**WHAT YOU HAVE TO DO**
Exactly the lines from the one with "Output the component" through the one with "const rightAttributes = ['Demand" should be returned, both ends included and nothing else. Omit any pictures.

**DATASET ROWS**
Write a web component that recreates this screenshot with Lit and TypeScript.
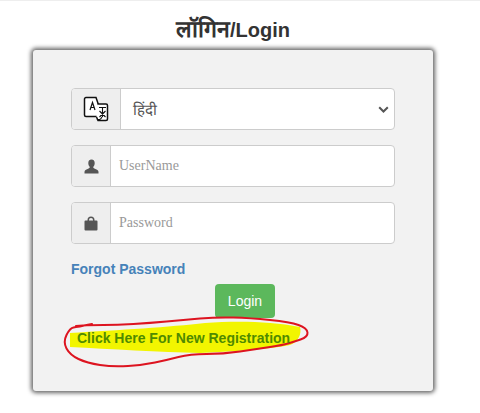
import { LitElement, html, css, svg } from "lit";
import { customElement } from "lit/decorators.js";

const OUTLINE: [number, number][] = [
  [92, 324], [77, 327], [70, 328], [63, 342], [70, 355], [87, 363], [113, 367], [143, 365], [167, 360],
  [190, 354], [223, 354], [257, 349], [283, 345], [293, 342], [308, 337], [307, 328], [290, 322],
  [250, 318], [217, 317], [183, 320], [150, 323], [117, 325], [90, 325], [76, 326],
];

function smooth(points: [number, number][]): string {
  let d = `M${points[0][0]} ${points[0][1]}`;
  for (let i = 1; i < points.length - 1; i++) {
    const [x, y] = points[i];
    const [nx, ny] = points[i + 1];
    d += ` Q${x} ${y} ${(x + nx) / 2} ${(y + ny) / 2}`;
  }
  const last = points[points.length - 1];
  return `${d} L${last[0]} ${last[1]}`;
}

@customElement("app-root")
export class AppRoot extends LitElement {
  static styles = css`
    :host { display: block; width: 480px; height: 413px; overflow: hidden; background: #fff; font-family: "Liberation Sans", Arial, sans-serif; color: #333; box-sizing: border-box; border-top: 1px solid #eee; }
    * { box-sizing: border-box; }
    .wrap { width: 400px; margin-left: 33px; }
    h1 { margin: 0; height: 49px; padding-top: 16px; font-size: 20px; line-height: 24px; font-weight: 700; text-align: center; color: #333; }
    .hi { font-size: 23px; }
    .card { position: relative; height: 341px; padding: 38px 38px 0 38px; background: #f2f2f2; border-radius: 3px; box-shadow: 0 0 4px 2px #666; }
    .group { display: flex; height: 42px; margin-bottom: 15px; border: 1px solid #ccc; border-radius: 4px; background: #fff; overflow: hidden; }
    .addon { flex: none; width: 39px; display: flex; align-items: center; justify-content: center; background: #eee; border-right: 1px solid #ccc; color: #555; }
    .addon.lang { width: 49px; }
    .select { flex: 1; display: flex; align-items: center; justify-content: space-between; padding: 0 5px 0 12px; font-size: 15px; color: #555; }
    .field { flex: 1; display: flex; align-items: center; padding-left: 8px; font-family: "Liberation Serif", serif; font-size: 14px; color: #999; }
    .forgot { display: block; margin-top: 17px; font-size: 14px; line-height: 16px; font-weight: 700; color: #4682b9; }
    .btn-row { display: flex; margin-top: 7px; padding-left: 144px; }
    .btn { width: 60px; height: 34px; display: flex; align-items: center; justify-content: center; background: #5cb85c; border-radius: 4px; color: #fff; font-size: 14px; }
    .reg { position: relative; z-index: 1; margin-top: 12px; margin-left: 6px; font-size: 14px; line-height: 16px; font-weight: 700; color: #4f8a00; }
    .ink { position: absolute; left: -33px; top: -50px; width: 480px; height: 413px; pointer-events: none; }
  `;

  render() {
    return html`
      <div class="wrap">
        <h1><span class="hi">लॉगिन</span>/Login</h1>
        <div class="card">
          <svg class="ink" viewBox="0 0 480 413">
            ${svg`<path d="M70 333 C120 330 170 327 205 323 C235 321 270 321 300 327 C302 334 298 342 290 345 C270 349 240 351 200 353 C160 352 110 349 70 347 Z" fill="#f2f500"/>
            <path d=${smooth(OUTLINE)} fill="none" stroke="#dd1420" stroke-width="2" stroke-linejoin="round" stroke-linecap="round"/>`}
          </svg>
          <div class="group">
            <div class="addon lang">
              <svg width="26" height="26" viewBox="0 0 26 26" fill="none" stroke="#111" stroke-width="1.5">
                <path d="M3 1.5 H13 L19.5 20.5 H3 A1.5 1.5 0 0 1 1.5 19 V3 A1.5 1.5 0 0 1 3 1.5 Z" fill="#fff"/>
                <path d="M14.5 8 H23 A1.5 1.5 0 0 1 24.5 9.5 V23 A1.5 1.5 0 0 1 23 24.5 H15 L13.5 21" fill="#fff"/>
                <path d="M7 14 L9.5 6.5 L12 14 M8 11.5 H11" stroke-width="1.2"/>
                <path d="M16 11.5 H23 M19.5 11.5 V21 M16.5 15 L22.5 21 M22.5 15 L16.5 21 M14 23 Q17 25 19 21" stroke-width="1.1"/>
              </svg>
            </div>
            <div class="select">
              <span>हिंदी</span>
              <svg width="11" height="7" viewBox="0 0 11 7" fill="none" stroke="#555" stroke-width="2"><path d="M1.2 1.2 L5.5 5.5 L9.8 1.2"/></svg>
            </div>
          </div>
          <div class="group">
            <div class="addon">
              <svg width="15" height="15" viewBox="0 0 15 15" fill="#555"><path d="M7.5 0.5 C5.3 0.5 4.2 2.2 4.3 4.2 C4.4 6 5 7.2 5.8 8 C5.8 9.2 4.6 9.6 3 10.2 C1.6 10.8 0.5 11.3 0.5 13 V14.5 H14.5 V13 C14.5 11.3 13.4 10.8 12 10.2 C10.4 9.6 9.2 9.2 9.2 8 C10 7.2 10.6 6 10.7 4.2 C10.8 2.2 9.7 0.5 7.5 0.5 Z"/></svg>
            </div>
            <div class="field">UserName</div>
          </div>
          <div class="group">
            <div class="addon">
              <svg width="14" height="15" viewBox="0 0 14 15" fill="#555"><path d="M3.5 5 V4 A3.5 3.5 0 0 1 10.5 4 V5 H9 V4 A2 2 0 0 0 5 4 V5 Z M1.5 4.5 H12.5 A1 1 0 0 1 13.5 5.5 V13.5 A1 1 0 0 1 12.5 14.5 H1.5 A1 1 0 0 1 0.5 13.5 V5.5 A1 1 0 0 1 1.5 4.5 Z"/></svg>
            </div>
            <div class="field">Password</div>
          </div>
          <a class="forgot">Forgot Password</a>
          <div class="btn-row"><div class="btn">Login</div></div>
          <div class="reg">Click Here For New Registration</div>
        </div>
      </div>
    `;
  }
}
...
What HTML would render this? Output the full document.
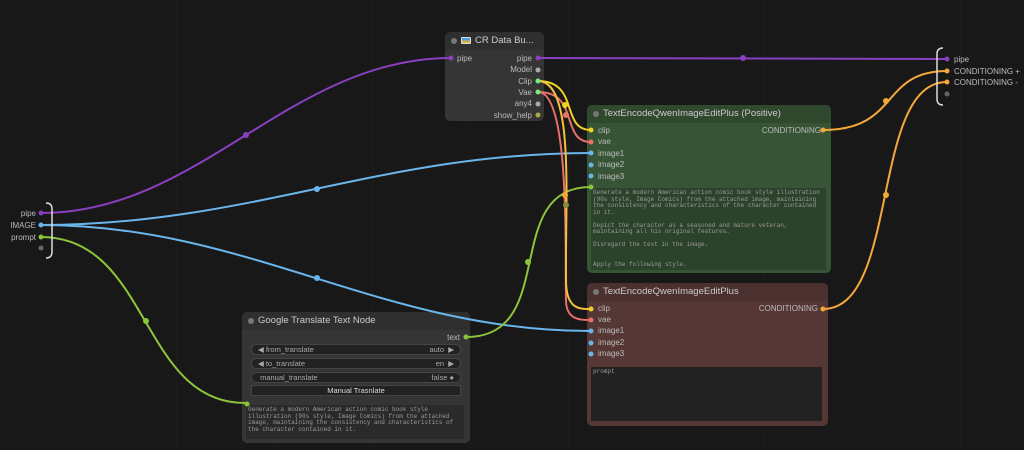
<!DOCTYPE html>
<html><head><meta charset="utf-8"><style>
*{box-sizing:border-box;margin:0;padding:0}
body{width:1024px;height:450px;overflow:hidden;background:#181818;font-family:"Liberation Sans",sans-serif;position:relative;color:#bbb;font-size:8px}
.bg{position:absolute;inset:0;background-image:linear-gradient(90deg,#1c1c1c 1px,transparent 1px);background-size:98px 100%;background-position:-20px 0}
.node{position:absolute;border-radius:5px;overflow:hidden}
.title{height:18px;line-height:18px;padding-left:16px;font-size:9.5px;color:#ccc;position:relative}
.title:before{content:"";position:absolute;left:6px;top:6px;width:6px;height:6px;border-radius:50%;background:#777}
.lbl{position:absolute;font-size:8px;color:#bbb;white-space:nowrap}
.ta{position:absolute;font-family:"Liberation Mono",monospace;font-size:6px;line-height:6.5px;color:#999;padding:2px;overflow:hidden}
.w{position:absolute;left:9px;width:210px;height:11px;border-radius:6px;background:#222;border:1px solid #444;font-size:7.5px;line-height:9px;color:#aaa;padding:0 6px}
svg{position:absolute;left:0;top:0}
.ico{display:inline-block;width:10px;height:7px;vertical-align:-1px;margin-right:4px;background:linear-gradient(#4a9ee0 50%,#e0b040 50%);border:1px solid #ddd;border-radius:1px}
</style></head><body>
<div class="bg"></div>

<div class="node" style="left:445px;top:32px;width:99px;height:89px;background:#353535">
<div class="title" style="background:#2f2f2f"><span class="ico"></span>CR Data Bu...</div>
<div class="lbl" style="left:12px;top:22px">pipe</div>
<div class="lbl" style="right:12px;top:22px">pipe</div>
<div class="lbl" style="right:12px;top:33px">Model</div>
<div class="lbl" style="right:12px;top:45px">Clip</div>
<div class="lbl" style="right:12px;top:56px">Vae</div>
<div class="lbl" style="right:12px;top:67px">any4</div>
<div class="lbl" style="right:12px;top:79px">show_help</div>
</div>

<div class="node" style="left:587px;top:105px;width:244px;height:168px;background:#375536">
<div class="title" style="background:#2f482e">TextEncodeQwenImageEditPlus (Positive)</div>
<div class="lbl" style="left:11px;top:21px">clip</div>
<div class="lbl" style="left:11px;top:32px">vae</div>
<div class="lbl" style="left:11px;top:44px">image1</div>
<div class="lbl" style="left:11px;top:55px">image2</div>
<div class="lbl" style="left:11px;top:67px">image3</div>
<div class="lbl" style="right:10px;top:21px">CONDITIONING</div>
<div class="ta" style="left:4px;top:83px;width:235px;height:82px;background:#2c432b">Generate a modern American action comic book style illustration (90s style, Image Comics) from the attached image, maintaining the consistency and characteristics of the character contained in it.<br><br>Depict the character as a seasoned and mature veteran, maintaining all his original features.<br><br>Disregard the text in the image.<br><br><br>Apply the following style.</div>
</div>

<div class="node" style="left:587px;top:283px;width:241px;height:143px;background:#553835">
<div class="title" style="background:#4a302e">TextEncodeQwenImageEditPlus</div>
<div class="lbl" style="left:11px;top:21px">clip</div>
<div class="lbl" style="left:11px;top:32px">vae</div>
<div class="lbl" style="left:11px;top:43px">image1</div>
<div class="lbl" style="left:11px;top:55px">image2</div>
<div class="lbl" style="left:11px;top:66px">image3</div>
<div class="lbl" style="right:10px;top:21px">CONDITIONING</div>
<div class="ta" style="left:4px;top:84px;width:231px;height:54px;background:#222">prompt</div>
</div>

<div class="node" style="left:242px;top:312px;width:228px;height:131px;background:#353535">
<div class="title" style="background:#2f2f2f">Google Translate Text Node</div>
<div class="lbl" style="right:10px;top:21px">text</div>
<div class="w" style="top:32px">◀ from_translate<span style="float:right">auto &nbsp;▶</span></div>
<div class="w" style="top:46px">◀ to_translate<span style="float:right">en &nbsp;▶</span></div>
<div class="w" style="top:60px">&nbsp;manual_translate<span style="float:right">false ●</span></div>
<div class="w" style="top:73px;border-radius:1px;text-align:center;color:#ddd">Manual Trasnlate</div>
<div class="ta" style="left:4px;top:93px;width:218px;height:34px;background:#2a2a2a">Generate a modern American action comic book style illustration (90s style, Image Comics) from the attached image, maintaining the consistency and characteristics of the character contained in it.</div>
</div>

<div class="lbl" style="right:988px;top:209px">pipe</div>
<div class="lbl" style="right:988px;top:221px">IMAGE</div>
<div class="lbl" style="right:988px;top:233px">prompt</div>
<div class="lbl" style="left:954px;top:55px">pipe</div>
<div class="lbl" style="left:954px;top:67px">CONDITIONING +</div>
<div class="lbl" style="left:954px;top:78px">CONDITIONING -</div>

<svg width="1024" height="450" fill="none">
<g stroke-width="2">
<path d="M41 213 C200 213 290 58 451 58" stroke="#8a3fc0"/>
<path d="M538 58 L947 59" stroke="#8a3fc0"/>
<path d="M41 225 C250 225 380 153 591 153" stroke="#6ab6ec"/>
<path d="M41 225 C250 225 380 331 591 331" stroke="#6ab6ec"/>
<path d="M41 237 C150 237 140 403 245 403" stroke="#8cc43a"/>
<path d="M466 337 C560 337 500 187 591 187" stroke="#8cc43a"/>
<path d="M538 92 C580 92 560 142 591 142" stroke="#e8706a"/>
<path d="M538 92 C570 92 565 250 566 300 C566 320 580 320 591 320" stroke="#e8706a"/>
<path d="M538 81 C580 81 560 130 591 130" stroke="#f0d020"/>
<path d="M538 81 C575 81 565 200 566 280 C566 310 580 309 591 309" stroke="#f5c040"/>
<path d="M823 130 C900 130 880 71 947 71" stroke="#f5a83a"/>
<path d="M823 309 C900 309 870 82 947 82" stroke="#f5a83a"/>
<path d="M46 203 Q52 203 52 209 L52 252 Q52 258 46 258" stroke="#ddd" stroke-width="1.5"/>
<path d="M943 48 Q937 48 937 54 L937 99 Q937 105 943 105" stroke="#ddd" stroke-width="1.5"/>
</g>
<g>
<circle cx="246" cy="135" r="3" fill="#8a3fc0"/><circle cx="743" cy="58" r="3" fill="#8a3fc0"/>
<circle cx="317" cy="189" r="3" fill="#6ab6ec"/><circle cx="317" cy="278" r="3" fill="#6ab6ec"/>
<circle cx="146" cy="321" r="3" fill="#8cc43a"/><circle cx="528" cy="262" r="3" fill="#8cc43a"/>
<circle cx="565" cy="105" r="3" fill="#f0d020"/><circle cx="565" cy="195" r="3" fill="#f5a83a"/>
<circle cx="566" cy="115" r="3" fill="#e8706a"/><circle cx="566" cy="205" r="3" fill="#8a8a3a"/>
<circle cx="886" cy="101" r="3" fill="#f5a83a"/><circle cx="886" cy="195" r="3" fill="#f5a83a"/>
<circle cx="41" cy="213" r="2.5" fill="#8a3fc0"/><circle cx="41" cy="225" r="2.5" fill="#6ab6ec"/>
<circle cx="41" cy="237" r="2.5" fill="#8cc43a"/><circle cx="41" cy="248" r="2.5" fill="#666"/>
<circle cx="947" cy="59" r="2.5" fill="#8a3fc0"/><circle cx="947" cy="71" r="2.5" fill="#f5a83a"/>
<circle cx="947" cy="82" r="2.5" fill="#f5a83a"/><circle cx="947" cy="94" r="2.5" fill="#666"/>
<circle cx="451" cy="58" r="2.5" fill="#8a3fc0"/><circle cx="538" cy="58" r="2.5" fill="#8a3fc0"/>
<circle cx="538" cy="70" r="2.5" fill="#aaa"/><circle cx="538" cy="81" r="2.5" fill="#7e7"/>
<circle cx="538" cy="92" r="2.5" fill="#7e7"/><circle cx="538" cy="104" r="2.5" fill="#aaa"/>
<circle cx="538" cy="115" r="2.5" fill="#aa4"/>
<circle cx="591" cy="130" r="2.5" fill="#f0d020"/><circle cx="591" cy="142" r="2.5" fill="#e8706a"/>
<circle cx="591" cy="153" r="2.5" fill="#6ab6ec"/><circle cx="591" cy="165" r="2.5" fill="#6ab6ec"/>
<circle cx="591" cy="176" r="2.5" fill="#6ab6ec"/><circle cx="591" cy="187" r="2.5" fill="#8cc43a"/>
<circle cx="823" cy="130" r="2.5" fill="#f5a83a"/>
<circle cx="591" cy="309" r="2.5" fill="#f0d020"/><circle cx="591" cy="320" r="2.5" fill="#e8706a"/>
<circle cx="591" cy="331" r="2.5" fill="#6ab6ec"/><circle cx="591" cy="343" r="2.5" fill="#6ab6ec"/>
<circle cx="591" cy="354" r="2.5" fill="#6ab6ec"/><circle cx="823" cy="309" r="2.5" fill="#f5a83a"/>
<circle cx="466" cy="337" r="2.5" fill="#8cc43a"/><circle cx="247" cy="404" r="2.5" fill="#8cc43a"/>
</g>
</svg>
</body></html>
==
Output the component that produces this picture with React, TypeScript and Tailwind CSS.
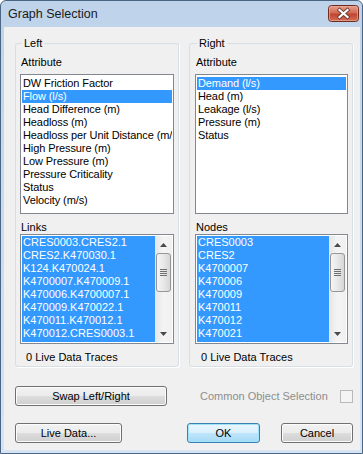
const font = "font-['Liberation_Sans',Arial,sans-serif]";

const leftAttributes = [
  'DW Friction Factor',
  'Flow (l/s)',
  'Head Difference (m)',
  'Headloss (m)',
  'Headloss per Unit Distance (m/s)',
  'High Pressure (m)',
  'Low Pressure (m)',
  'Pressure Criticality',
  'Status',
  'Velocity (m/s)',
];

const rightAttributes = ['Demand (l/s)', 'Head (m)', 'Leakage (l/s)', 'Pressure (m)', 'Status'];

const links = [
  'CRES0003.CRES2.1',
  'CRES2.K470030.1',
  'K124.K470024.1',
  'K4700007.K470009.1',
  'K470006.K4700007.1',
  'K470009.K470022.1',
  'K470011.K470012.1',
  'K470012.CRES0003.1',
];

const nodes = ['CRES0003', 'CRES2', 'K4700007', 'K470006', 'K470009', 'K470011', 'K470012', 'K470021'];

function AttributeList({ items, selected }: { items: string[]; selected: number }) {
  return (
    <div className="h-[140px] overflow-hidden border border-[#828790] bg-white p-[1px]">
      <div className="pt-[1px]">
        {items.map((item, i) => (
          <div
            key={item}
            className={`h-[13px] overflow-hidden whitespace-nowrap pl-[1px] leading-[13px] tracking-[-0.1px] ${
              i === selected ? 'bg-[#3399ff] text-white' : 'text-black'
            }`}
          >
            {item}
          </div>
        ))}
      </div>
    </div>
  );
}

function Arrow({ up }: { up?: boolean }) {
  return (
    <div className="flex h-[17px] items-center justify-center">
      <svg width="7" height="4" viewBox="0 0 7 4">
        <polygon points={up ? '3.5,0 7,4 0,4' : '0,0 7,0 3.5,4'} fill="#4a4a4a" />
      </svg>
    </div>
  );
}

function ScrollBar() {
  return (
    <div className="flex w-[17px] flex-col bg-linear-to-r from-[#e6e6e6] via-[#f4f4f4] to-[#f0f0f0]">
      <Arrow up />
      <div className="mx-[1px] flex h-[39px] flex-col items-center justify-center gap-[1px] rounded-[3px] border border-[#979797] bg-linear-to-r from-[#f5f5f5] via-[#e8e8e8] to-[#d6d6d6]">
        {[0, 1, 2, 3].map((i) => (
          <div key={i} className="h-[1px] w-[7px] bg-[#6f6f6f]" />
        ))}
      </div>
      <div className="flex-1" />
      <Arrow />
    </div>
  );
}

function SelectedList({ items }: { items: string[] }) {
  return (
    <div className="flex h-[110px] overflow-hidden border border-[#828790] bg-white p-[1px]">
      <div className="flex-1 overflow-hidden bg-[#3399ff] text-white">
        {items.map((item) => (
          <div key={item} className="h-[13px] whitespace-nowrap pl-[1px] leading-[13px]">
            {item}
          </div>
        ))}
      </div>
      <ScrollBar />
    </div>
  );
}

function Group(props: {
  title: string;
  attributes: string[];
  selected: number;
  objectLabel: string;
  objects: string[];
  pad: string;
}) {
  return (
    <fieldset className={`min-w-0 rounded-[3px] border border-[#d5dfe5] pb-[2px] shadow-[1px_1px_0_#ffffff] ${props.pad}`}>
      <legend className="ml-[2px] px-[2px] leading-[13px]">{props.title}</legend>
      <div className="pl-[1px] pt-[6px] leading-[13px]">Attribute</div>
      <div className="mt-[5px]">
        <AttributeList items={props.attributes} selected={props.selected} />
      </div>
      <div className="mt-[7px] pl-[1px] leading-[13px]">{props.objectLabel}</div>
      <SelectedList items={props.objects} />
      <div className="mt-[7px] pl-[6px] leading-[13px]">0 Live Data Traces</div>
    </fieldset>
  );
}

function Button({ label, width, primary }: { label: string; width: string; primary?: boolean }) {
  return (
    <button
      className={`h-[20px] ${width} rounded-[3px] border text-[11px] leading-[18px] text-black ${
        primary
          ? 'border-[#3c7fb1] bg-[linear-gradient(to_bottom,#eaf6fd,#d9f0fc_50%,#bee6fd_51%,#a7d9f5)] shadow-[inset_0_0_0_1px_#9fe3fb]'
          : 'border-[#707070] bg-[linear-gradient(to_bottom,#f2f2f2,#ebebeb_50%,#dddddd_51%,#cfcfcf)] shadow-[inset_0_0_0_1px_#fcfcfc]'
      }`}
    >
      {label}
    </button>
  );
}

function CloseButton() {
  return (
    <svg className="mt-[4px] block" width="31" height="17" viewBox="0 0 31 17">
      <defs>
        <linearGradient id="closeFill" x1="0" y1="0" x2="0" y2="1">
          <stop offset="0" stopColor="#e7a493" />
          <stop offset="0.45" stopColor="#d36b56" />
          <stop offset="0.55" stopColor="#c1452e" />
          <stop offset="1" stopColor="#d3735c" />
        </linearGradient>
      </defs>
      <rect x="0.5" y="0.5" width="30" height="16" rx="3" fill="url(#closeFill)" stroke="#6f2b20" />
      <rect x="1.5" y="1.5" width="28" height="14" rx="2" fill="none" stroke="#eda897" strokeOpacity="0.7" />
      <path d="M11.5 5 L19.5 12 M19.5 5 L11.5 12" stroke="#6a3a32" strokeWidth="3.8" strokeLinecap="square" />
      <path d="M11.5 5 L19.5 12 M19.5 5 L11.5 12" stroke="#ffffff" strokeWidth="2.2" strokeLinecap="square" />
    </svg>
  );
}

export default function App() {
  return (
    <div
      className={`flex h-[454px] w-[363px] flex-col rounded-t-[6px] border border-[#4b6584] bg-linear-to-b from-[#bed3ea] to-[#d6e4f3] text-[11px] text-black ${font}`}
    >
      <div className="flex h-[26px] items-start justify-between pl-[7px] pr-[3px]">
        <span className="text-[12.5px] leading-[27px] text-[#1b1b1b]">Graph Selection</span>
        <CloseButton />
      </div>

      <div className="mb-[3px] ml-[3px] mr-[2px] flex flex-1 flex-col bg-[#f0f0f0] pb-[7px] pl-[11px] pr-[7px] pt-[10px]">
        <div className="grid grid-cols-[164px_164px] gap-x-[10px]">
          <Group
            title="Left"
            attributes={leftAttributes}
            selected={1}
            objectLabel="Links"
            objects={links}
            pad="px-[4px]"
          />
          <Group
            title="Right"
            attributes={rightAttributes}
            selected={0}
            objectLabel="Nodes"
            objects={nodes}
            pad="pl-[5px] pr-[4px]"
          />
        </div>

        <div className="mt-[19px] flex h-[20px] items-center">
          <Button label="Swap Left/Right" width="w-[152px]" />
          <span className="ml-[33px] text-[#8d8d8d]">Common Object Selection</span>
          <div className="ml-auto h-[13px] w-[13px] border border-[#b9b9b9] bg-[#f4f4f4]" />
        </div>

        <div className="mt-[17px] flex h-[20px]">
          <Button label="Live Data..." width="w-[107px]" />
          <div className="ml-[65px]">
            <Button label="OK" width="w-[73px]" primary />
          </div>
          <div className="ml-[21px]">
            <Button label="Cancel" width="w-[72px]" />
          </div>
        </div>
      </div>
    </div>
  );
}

**COMPLETED EXERCISE**
Output the component that produces this picture with React, TypeScript and Tailwind CSS.
const font = "font-['Liberation_Sans',Arial,sans-serif]";

const leftAttributes = [
  'DW Friction Factor',
  'Flow (l/s)',
  'Head Difference (m)',
  'Headloss (m)',
  'Headloss per Unit Distance (m/s)',
  'High Pressure (m)',
  'Low Pressure (m)',
  'Pressure Criticality',
  'Status',
  'Velocity (m/s)',
];

const rightAttributes = ['Demand (l/s)', 'Head (m)', 'Leakage (l/s)', 'Pressure (m)', 'Status'];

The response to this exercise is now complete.